Exercise description:
Quote all lines below exactly. Images stay out.

Dataset section:
— start —

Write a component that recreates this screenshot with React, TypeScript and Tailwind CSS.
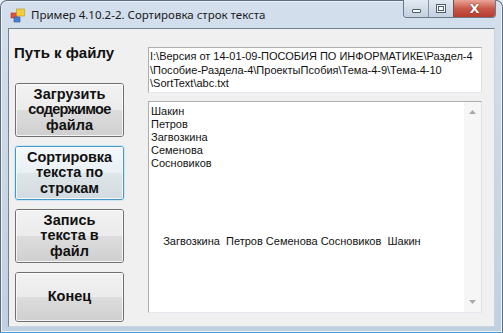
import React from "react";

function AppIcon() {
  return (
    <svg width="16" height="16" viewBox="0 0 16 16">
      <rect x="1" y="6" width="6" height="5" fill="#e0533c" stroke="#a8331f" strokeWidth="0.6" />
      <rect x="6.5" y="2" width="8" height="7" fill="#f4cf3c" stroke="#b99322" strokeWidth="0.6" />
      <rect x="4" y="10" width="6" height="5" fill="#4a7fd0" stroke="#2c579b" strokeWidth="0.6" />
    </svg>
  );
}

type Line = { t: string; c?: string };

function WinButton({ lines, focused, h = "h-[54px]" }: { lines: Line[]; focused?: boolean; h?: string }) {
  const outer = focused
    ? "border-[#4796c6] shadow-[0_0_0_1px_#cbe6f5]"
    : "border-[#707070]";
  const top = focused
    ? "bg-gradient-to-b from-[#f3f8fb] to-[#e9f0f4]"
    : "bg-gradient-to-b from-[#f2f2f2] to-[#ebebeb]";
  const bottom = focused
    ? "bg-gradient-to-b from-[#dfe6ea] to-[#d2dbe0]"
    : "bg-gradient-to-b from-[#dddddd] to-[#cfcfcf]";
  return (
    <div className={`relative w-[109px] ${h} rounded-[3px] border ${outer} overflow-hidden`}>
      <div className="absolute inset-0 flex flex-col">
        <div className={`flex-1 ${top}`} />
        <div className={`flex-1 ${bottom}`} />
      </div>
      <div className="absolute inset-0 rounded-[2px] border border-[#fcfcfc]/80" />
      <div className="relative flex h-full flex-col items-center justify-center font-['Liberation_Sans',Arial,sans-serif] text-[14.5px] font-bold leading-[15.5px] text-[#111]">
        {lines.map((l) => (
          <div key={l.t} className={l.c}>{l.t}</div>
        ))}
      </div>
    </div>
  );
}

export default function App() {
  const names = ["Шакин", "Петров", "Загвозкина", "Семенова", "Сосновиков"];
  return (
    <div className="w-[503px] h-[333px] overflow-hidden bg-[#e9eef4]">
      <div className="flex h-full w-full flex-col rounded-t-[7px] border border-[#5d6c7d] border-b-[#4f9bd0] bg-gradient-to-b from-[#d3dfec] via-[#c9d7e6] to-[#c1d0e1] shadow-[inset_0_0_0_1px_#eef3f8]">
        {/* Title bar */}
        <div className="relative flex h-[27px] shrink-0 items-center pl-[9px]">
          <AppIcon />
          <span className="ml-[5px] font-['Noto_Sans',sans-serif] text-[11.5px] leading-none text-[#1b1b1b]">
            Пример 4.10.2-2. Сортировка строк текста
          </span>
          <div className="absolute right-[6px] top-[-1px] flex h-[18px] overflow-hidden rounded-b-[4px] border border-t-0 border-[#6b7a8b]">
            <div className="flex w-[25px] items-center justify-center border-r border-[#8593a3] bg-gradient-to-b from-[#e2e9f2] to-[#c3d0df]">
              <div className="mt-[5px] h-[4px] w-[9px] rounded-[1px] border border-[#4c5a6a] bg-white" />
            </div>
            <div className="flex w-[25px] items-center justify-center border-r border-[#7c4a45] bg-gradient-to-b from-[#e2e9f2] to-[#c3d0df]">
              <div className="h-[9px] w-[10px] border border-[#4c5a6a] bg-white p-[1px]">
                <div className="h-full w-full border border-[#4c5a6a]" />
              </div>
            </div>
            <div className="flex w-[41px] items-center justify-center bg-gradient-to-b from-[#e8a597] via-[#c9584a] to-[#b73c2c]">
              <span className="font-['DejaVu_Sans',sans-serif] text-[13px] font-bold leading-none text-white [text-shadow:0_0_1px_#5a1a12,0_0_1px_#5a1a12]">
                X
              </span>
            </div>
          </div>
        </div>
        {/* Client area */}
        <div className="mx-[7px] mb-[5px] flex h-[299px] border border-[#76838f] border-b-[#c9d4df] border-r-[#c9d4df] bg-[#f0f0f0]">
          <div className="ml-[6px] flex w-[109px] flex-col">
            <div className="-ml-px mt-[15px] h-[17px] font-['Liberation_Sans',Arial,sans-serif] text-[15px] font-bold leading-[17px] text-[#111]">
              Путь к файлу
            </div>
            <div className="mt-[22px] flex flex-col gap-[9px]">
              <WinButton lines={[{ t: "Загрузить" }, { t: "содержимое", c: "tracking-[-0.7px]" }, { t: "файла" }]} />
              <WinButton lines={[{ t: "Сортировка", c: "tracking-[-0.1px]" }, { t: "текста по" }, { t: "строкам" }]} focused />
              <WinButton lines={[{ t: "Запись" }, { t: "текста в" }, { t: "файл" }]} />
              <WinButton lines={[{ t: "Конец" }]} h="h-[50px]" />
            </div>
          </div>
          <div className="ml-[24px] flex w-[334px] flex-col">
            <div className="mt-[18px] h-[46px] border border-[#abadb3] border-b-[#e3e9ef] border-r-[#dbdfe6] bg-white pl-[1px] pt-[2px] font-['Liberation_Sans',Arial,sans-serif] text-[11px] leading-[13.5px] text-[#111] whitespace-pre">
              <div>I:\Версия от 14-01-09-ПОСОБИЯ ПО ИНФОРМАТИКЕ\Раздел-4</div>
              <div>\Пособие-Раздела-4\ПроектыПсобия\Тема-4-9\Тема-4-10</div>
              <div>\SortText\abc.txt</div>
            </div>
            <div className="mt-[8px] flex h-[212px] border border-[#abadb3] border-b-[#e3e9ef] border-r-[#dbdfe6] bg-white">
              <div className="flex-1 pl-[2px] pt-[3px] font-['Liberation_Sans',Arial,sans-serif] text-[11px] leading-[13px] text-[#111] whitespace-pre">
                {names.map((n) => (
                  <div key={n}>{n}</div>
                ))}
                <div className="mt-[65px]">{"    Загвозкина  Петров Семенова Сосновиков  Шакин"}</div>
              </div>
              <div className="flex w-[17px] flex-col items-center justify-between bg-[#f6f6f6] py-[8px]">
                <svg width="7" height="4" viewBox="0 0 7 4">
                  <path d="M0 4 L3.5 0 L7 4 Z" fill="#a9a9a9" />
                </svg>
                <svg width="7" height="4" viewBox="0 0 7 4">
                  <path d="M0 0 L3.5 4 L7 0 Z" fill="#a9a9a9" />
                </svg>
              </div>
            </div>
          </div>
        </div>
      </div>
    </div>
  );
}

— end —

Response:
Write a component that recreates this screenshot with React, TypeScript and Tailwind CSS.
import React from "react";

function AppIcon() {
  return (
    <svg width="16" height="16" viewBox="0 0 16 16">
      <rect x="1" y="6" width="6" height="5" fill="#e0533c" stroke="#a8331f" strokeWidth="0.6" />
      <rect x="6.5" y="2" width="8" height="7" fill="#f4cf3c" stroke="#b99322" strokeWidth="0.6" />
      <rect x="4" y="10" width="6" height="5" fill="#4a7fd0" stroke="#2c579b" strokeWidth="0.6" />
    </svg>
  );
}

type Line = { t: string; c?: string };

function WinButton({ lines, focused, h = "h-[54px]" }: { lines: Line[]; focused?: boolean; h?: string }) {
  const outer = focused
    ? "border-[#4796c6] shadow-[0_0_0_1px_#cbe6f5]"
    : "border-[#707070]";
  const top = focused
    ? "bg-gradient-to-b from-[#f3f8fb] to-[#e9f0f4]"
    : "bg-gradient-to-b from-[#f2f2f2] to-[#ebebeb]";
  const bottom = focused
    ? "bg-gradient-to-b from-[#dfe6ea] to-[#d2dbe0]"
    : "bg-gradient-to-b from-[#dddddd] to-[#cfcfcf]";
  return (
    <div className={`relative w-[109px] ${h} rounded-[3px] border ${outer} overflow-hidden`}>
      <div className="absolute inset-0 flex flex-col">
        <div className={`flex-1 ${top}`} />
        <div className={`flex-1 ${bottom}`} />
      </div>
      <div className="absolute inset-0 rounded-[2px] border border-[#fcfcfc]/80" />
      <div className="relative flex h-full flex-col items-center justify-center font-['Liberation_Sans',Arial,sans-serif] text-[14.5px] font-bold leading-[15.5px] text-[#111]">
        {lines.map((l) => (
          <div key={l.t} className={l.c}>{l.t}</div>
        ))}
      </div>
    </div>
  );
}

export default function App() {
  const names = ["Шакин", "Петров", "Загвозкина", "Семенова", "Сосновиков"];
  return (
    <div className="w-[503px] h-[333px] overflow-hidden bg-[#e9eef4]">
      <div className="flex h-full w-full flex-col rounded-t-[7px] border border-[#5d6c7d] border-b-[#4f9bd0] bg-gradient-to-b from-[#d3dfec] via-[#c9d7e6] to-[#c1d0e1] shadow-[inset_0_0_0_1px_#eef3f8]">
        {/* Title bar */}
        <div className="relative flex h-[27px] shrink-0 items-center pl-[9px]">
          <AppIcon />
          <span className="ml-[5px] font-['Noto_Sans',sans-serif] text-[11.5px] leading-none text-[#1b1b1b]">
            Пример 4.10.2-2. Сортировка строк текста
          </span>
          <div className="absolute right-[6px] top-[-1px] flex h-[18px] overflow-hidden rounded-b-[4px] border border-t-0 border-[#6b7a8b]">
            <div className="flex w-[25px] items-center justify-center border-r border-[#8593a3] bg-gradient-to-b from-[#e2e9f2] to-[#c3d0df]">
              <div className="mt-[5px] h-[4px] w-[9px] rounded-[1px] border border-[#4c5a6a] bg-white" />
            </div>
            <div className="flex w-[25px] items-center justify-center border-r border-[#7c4a45] bg-gradient-to-b from-[#e2e9f2] to-[#c3d0df]">
              <div className="h-[9px] w-[10px] border border-[#4c5a6a] bg-white p-[1px]">
                <div className="h-full w-full border border-[#4c5a6a]" />
              </div>
            </div>
            <div className="flex w-[41px] items-center justify-center bg-gradient-to-b from-[#e8a597] via-[#c9584a] to-[#b73c2c]">
              <span className="font-['DejaVu_Sans',sans-serif] text-[13px] font-bold leading-none text-white [text-shadow:0_0_1px_#5a1a12,0_0_1px_#5a1a12]">
                X
              </span>
            </div>
          </div>
        </div>
        {/* Client area */}
        <div className="mx-[7px] mb-[5px] flex h-[299px] border border-[#76838f] border-b-[#c9d4df] border-r-[#c9d4df] bg-[#f0f0f0]">
          <div className="ml-[6px] flex w-[109px] flex-col">
            <div className="-ml-px mt-[15px] h-[17px] font-['Liberation_Sans',Arial,sans-serif] text-[15px] font-bold leading-[17px] text-[#111]">
              Путь к файлу
            </div>
            <div className="mt-[22px] flex flex-col gap-[9px]">
              <WinButton lines={[{ t: "Загрузить" }, { t: "содержимое", c: "tracking-[-0.7px]" }, { t: "файла" }]} />
              <WinButton lines={[{ t: "Сортировка", c: "tracking-[-0.1px]" }, { t: "текста по" }, { t: "строкам" }]} focused />
              <WinButton lines={[{ t: "Запись" }, { t: "текста в" }, { t: "файл" }]} />
              <WinButton lines={[{ t: "Конец" }]} h="h-[50px]" />
            </div>
          </div>
          <div className="ml-[24px] flex w-[334px] flex-col">
            <div className="mt-[18px] h-[46px] border border-[#abadb3] border-b-[#e3e9ef] border-r-[#dbdfe6] bg-white pl-[1px] pt-[2px] font-['Liberation_Sans',Arial,sans-serif] text-[11px] leading-[13.5px] text-[#111] whitespace-pre">
              <div>I:\Версия от 14-01-09-ПОСОБИЯ ПО ИНФОРМАТИКЕ\Раздел-4</div>
              <div>\Пособие-Раздела-4\ПроектыПсобия\Тема-4-9\Тема-4-10</div>
              <div>\SortText\abc.txt</div>
            </div>
            <div className="mt-[8px] flex h-[212px] border border-[#abadb3] border-b-[#e3e9ef] border-r-[#dbdfe6] bg-white">
              <div className="flex-1 pl-[2px] pt-[3px] font-['Liberation_Sans',Arial,sans-serif] text-[11px] leading-[13px] text-[#111] whitespace-pre">
                {names.map((n) => (
                  <div key={n}>{n}</div>
                ))}
                <div className="mt-[65px]">{"    Загвозкина  Петров Семенова Сосновиков  Шакин"}</div>
              </div>
              <div className="flex w-[17px] flex-col items-center justify-between bg-[#f6f6f6] py-[8px]">
                <svg width="7" height="4" viewBox="0 0 7 4">
                  <path d="M0 4 L3.5 0 L7 4 Z" fill="#a9a9a9" />
                </svg>
                <svg width="7" height="4" viewBox="0 0 7 4">
                  <path d="M0 0 L3.5 4 L7 0 Z" fill="#a9a9a9" />
                </svg>
              </div>
            </div>
          </div>
        </div>
      </div>
    </div>
  );
}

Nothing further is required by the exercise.